Outro jornalista das imagens que sempre esteve na linha de frente foi Igor Mota, que também tinha o dever de, diariamente, ir para as portas dos hospitais para mostrar cenários de tristeza e, às vezes, alívio. “É uma situação muito forte pra nós. Tu tem que fazer o clique pra mostrar a realidade, mas tu pensa: ‘E se fosse eu ali? Alguém da minha família?’”, conta Igor, que diz que tentou encontrar uma forma de apresentar a pandemia por outra perspectiva.
”Eu tenho vários tipos de cobertura nesse período, e eu também tive tempo de produzir coisas mais reflexivas, como esse homem deitado na Almirante Barroso, lendo uma Bíblia. Diante de todo esse caos, a cidade vazia no meio do lockdown, e ele lendo a Palavra. Eu entrevistei ele, mas ele não quis se identificar, e me disse ‘não adianta a gente se apavorar’. Isso me chamou muito a atenção, porque o povo tava desesperado, muita gente morrendo, mas foi uma situação que pude fazer a composição de uma foto, mostrar algo diferente”, diz o fotógrafo, que sendo um profissional de atividade essencial, parou de trabalhar apenas quando foi infectado pelo novo coronavírus, mas voltou algumas semanas após sua recuperação, para voltar a retratar os dramas do cotidiano por meio de suas lentes. Mesmo lidando com o sofrimento causado pela doença diariamente, Igor diz que o tema ainda mexe muito com ele. “Quando a gente começou a ver pessoas conhecidas nossas indo embora, foi o mais difícil, gente que a gente conhece. Fui cobrir o enterro de um conhecido meu, policial, que morreu de covid e foi complicado”, disse.
Enquanto vários profissionais puderam desenvolver suas atividades de casa, com um aumento crescente do home office, os fotógrafos estavam nas ruas, já que por meio dos olhos deles as pessoas estavam acompanhando a rotina de um mundo em meio a uma pandemia como nunca vista. Thiago Gomes conta que esse ano foi de muita produção de imagens, e que ele, como fotojornalista, tentou mostrar os impactos do coronavírus nas mais diversas atividades do cotidiano de Belém e região. Com a máscara e a câmera coladas no rosto, ele esteve nas porta de UPAs, pronto-socorros e hospitais de referência, mas uma das pautas que mais o marcou foi quando ele visitou cemitérios para falar com coveiros e demais profissionais sobre o aumento do número de enterros.

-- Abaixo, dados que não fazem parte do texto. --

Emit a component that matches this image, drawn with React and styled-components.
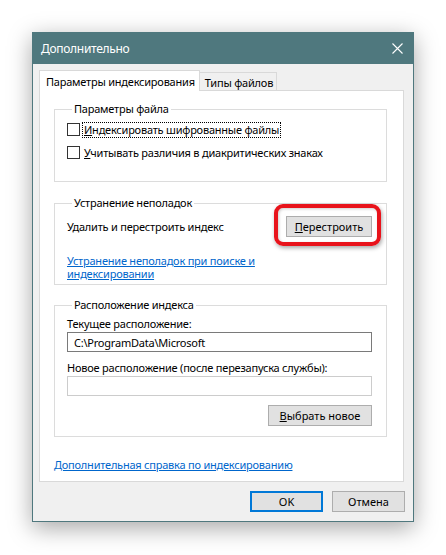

“A gente foi fazer cobertura de covid em um cemitério no Tapanã. Eu falei com os caras e eles me relataram que fizeram, em um dia, o total de 48 enterros. Indo da manhã até a noite. Um fez 13 enterros em só uma manhã, e ainda disse que, naquele dia, tava ‘light’”, conta o fotógrafo. Thiago também disse que presenciou situações em que foi hostilizado por pessoas em feiras, que culpavam o trabalho jornalístico por mostrar a realidade sobre o caos causado pela pandemia. Todas essas situações, aliadas ao receio de se infectar ao ver tanta gente morrendo, tornaram o trabalho desafiador. “A gente até ficava com medo, mas tinha que ir pra rua, pra mostrar o que tava acontecendo”, conta o repórter fotográfico.
O ano de 2020 chega ao seu fim, mas o coronavírus segue circulando e fazendo vítimas, dando sinais de que ainda vai ficar por algum tempo presente na vida das pessoas. Enquanto a doença não é totalmente vencida, os fotógrafos seguem nas ruas, se colocando na frente de tudo isso para mostrar ao público suas imagens, com toda a importância que o assunto merece.